Ethics raise the questions:

  1. How do we know what is right and wrong?
  2. How do we differentiate between ethical and unethical?
  3. How do we decide what's right & what's wrong?
  4. What is the difference between the bad, the wrong, and the simply tacky?
  5. How do we work all this out?
There are three paradigms that we use in understanding ethics:

Deontology - a rules and principle based theory. You do the right thing by following a specific set of rules, regardless of your own personal opinions. There are Ethical Codes across all facets of society, and when working for specific companies and businesses, journalists would do well to abide by these rules.
What sorts of rules are embedded in the Journalism Code of Ethics?
  • Honesty
  • Fairness
Journalists are not ethically required to be objective - simply fair and balanced. It is not in the PR, nor the advertising code of ethics either.

Consequentialism - it doesn't matter how you get there as long as you get the right outcomes. The end may in fact justify the means - it also relates to the outcome being of the greatest good FOR THE GREATEST NUMBER; this is important in considering the idea of "sacrificing the one for the needs of the many".
One of the great myths in consequentialism is that whatever the majority thinks is right - we can use the example of Adolf Hitler's majority vote in the democratic election of 1933. 

Virtue - based on good dispositions of character.
Goodness (happiness) comes from good habits of character. These habits are 'virtues' such as courage, justice, temperance and prudence; these habits are arrived at through experience.

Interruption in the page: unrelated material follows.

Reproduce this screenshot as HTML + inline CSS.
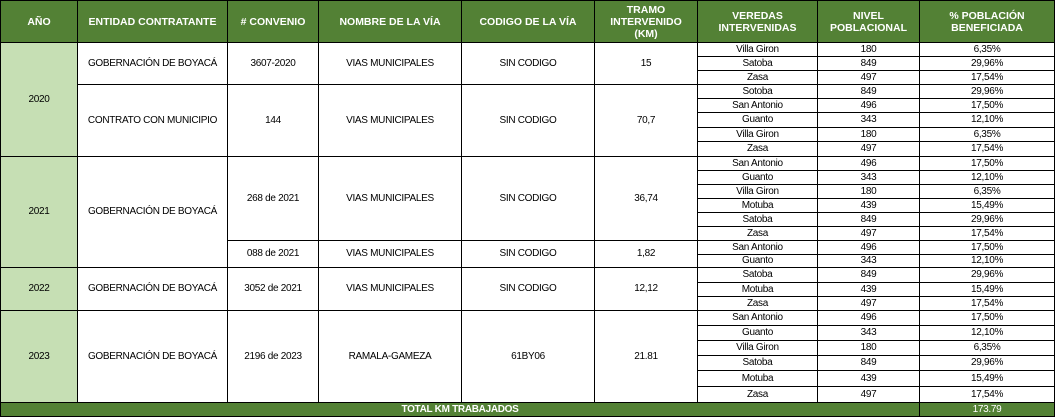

For example, one only learns to be courageous from being rash and cowardly in the past; as it is the middle ground.

The difference between Virtue Ethics and Deontological Ethics is that virtue ethics are internal and intristic; one is not simply 'following the rules' - attributes of character are developed over time and they are tempered by experience, thus more valuable a quality in a journalist. Anyone can follow the rules and that is all well and good; but virtue based ethics of journalism make for honest stories.

Every ethical theory fits into one of the above. Dr. Harrison says so! Haha.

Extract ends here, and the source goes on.